Natacha Gourreau forme avec la violoniste/chanteuse Anne Berry une autre équipe scénique, « La Permission – duo féminin de chansons à cordes et plus si affinité ». Elle travaille avec la chorale « Le mystère des voix de garage », qui reprend des chansons de lutte avec des arrangements originaux, ainsi qu’avec la compagnie « Les chercheurs d’Art » sur le spectacle de lecture Vagabonds célestes, où elle est compositrice et interprète. Emmanuelle Cartron fait partie des compagnies « Paq’ la lune », qui s’adresse au jeune public et « Atessoué ! », qui intervient dans des entreprises ou des écoles en théâtre-forum (spectacles « sur mesure » appelés à susciter les réactions et la participation de leur public). Venue à l’écriture parce que ne trouvant pas de pièces adéquates pour les ateliers théâtre qu’elle animait, elle a un jour jeté sur le papier « deux chansons coup de cœur » et s’est prise au jeu. Elle pratique une écriture métaphorique, à sens multiples et niveaux de langage contrastés.
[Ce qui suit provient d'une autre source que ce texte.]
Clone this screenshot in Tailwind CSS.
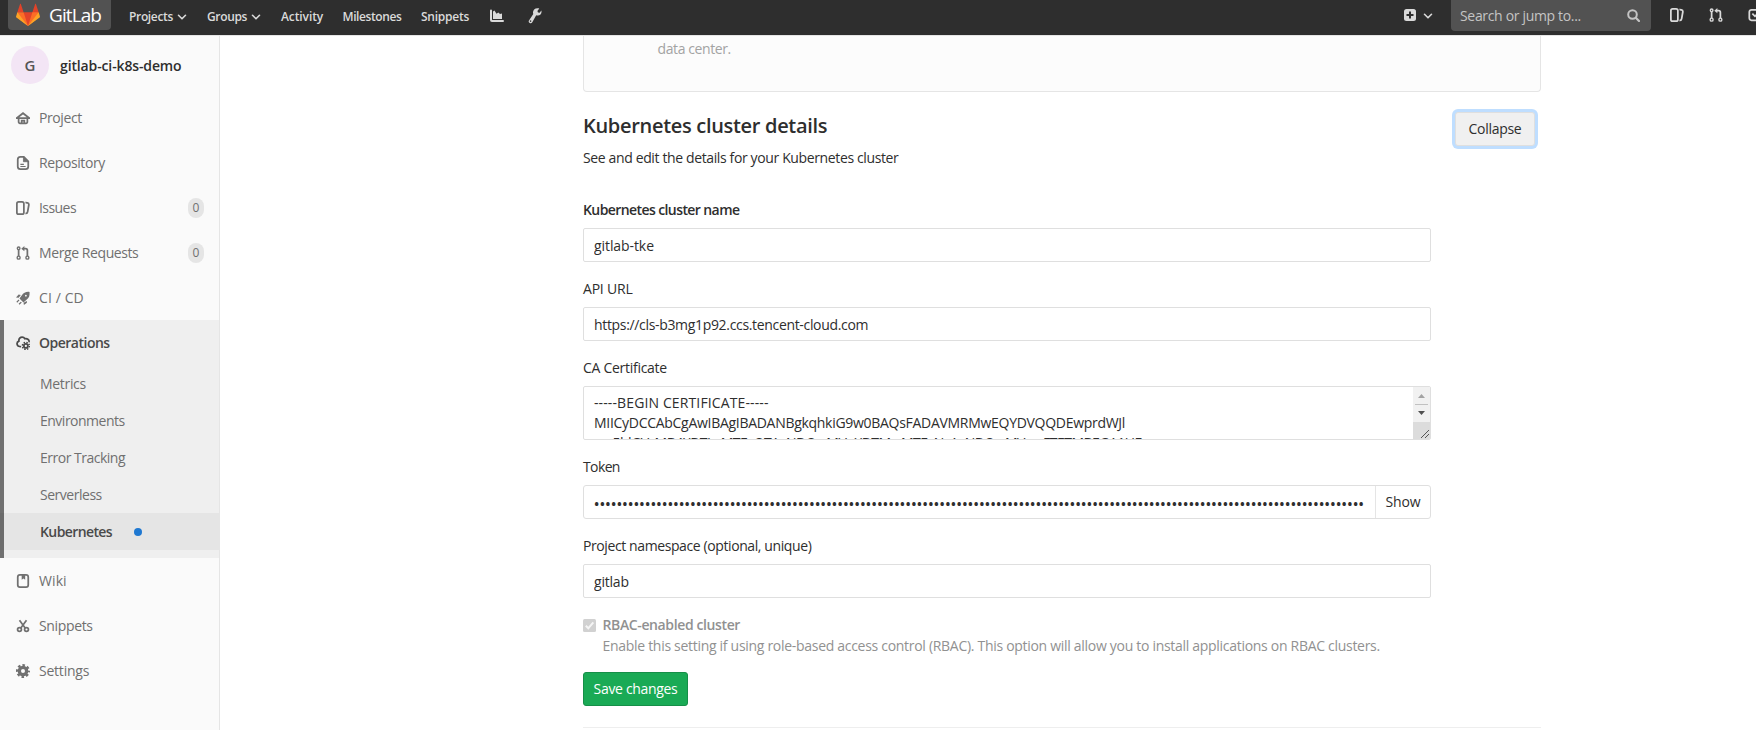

En cours de travail sur leur premier spectacle, les complices ont ressenti le manque d’un regard extérieur : « Les chansons fonctionnaient, mais pas les liaisons entre. ». Un metteur en scène, Denis Mallet, s’est mis de la partie. Il a insisté sur le jeu, la théâtralisation du spectacle, en mettant en valeur leurs trouvailles et leur en suggérant d’autres. Elles y ont gagné en aisance et en fluidité.
Sus aux jeunes !
En Voixture Simone s’est déjà produit devant des classes de 3è. La représentation, bien évidemment, avait pour mission d’ouvrir un débat. A cet âge où les questions de genre et de sexualité se posent à elles/eux avec force, l’insolence des duettistes a libéré la parole des jeunes. « Qu’on soit des femmes de la génération de leurs mères et qu’on s’exprime avec une crudité assumée, les a interpellés et soulagés. Les garçons comme les filles comprennent les enjeux.», commente Emmanuelle Cartron.
Pour les ados déjà, le sous-texte et la mise en mots étaient complexes. Le spectacle actuel ne pouvait convenir aux plus jeunes. Aussi le duo a-t-il mis en œuvre un projet destiné aux enfants de 9-10 ans. Parce qu’il n’est jamais trop tôt (ni trop tard !) pour lutter contre le sexisme.